------ The records ------

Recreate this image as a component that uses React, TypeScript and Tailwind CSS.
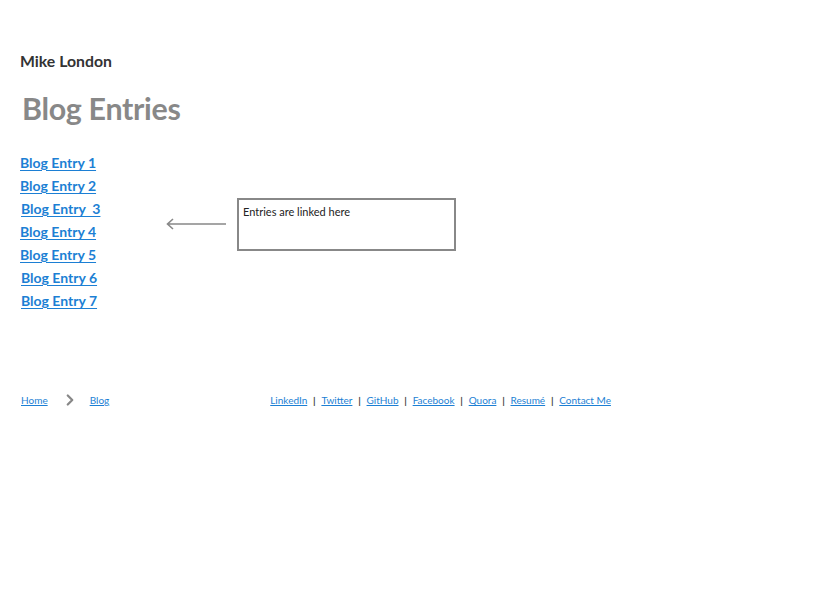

------
------ The records ------

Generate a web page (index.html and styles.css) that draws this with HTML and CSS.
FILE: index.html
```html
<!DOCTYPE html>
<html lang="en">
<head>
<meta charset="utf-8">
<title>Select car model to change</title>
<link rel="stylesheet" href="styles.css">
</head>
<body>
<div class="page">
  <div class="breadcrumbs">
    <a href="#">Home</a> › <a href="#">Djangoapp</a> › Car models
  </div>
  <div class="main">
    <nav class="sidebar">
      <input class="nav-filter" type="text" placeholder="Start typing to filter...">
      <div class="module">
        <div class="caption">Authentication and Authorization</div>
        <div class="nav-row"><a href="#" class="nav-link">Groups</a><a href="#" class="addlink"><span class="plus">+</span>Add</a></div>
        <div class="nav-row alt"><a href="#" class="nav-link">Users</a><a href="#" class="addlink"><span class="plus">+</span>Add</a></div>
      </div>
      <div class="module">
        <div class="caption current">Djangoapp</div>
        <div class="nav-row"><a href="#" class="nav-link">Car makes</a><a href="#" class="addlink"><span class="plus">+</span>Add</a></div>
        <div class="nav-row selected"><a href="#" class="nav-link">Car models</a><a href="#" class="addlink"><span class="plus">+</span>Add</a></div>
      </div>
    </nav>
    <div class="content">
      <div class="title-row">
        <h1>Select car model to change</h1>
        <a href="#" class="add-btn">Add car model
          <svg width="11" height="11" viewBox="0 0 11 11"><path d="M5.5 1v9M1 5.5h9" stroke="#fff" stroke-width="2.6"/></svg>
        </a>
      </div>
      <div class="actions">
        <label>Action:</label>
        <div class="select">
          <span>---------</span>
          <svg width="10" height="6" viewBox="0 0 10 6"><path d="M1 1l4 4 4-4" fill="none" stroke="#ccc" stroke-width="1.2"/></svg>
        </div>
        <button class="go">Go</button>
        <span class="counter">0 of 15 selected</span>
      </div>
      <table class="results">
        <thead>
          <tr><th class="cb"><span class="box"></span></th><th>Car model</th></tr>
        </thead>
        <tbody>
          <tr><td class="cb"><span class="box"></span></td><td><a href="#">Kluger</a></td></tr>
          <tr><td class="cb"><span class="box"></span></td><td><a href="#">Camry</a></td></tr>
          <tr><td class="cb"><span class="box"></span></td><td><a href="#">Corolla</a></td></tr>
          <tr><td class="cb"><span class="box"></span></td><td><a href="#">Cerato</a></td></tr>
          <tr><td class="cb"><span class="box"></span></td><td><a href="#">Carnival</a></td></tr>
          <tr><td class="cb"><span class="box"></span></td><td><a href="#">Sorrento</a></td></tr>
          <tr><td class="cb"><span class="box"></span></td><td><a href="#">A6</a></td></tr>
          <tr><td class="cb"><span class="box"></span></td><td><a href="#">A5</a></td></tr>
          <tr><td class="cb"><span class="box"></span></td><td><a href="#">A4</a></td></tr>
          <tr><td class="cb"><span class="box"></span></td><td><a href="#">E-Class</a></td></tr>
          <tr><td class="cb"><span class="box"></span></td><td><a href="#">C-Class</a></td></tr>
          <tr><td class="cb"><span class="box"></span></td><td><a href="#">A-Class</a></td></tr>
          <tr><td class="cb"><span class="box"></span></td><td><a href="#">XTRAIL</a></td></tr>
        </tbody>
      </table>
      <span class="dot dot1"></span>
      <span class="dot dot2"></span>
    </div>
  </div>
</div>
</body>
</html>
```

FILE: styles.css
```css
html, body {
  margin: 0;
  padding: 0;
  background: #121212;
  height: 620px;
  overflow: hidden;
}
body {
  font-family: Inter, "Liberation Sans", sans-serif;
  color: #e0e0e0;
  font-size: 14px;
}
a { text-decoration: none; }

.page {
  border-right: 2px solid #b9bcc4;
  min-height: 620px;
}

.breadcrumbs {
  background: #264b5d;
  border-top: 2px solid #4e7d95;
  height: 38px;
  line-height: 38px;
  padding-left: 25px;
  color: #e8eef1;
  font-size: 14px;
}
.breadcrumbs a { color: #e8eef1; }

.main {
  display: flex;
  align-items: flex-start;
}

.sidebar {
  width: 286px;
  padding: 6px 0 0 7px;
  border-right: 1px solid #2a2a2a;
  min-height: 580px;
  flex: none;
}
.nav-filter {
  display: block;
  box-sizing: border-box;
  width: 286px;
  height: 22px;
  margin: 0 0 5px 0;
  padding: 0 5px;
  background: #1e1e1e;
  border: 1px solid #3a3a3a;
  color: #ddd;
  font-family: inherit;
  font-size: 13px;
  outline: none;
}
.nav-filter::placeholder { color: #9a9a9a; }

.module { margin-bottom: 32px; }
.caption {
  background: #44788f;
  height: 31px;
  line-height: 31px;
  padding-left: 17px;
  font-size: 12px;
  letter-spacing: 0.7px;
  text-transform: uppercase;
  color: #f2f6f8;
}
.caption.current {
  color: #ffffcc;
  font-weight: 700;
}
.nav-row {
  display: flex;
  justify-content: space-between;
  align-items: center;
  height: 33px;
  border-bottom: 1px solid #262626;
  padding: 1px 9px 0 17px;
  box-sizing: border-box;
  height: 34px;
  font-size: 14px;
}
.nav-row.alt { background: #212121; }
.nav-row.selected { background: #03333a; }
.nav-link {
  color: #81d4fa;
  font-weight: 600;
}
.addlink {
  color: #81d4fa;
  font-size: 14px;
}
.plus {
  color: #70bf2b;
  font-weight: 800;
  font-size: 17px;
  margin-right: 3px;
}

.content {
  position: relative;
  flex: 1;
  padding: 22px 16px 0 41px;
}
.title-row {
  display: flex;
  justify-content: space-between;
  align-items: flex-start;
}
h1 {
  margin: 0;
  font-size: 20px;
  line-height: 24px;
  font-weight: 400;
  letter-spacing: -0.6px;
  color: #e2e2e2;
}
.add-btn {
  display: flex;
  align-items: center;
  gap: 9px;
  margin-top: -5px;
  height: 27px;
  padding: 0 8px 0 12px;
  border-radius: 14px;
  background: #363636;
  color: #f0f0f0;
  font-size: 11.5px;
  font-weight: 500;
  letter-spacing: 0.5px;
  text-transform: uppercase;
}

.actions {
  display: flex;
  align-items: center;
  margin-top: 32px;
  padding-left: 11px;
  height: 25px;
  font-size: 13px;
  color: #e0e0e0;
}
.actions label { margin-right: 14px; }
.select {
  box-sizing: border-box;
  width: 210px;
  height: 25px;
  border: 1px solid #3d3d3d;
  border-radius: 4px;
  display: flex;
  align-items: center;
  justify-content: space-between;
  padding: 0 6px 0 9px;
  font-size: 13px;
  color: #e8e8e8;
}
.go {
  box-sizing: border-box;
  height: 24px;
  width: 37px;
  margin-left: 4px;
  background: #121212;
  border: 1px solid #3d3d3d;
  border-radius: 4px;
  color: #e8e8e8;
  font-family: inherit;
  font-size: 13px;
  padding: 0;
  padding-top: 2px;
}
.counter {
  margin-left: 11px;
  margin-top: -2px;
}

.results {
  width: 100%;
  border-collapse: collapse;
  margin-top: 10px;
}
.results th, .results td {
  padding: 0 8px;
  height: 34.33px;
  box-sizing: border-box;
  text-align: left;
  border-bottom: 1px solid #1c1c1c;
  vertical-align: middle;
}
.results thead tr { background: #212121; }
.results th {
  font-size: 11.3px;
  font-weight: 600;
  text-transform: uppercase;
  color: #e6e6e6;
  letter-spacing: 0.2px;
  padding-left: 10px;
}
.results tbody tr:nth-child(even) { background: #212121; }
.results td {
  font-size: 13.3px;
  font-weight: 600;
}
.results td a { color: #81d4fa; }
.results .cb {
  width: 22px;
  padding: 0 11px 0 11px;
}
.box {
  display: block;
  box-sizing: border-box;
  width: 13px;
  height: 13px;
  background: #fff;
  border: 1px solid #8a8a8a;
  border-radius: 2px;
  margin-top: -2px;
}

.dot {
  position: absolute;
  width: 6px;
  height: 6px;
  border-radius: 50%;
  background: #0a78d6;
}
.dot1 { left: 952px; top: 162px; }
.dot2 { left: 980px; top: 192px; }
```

------

### Short task
Search the records for the string "that" and return every line in which it occurs.

### In response
Recreate this image as a component that uses React, TypeScript and Tailwind CSS.
Generate a web page (index.html and styles.css) that draws this with HTML and CSS.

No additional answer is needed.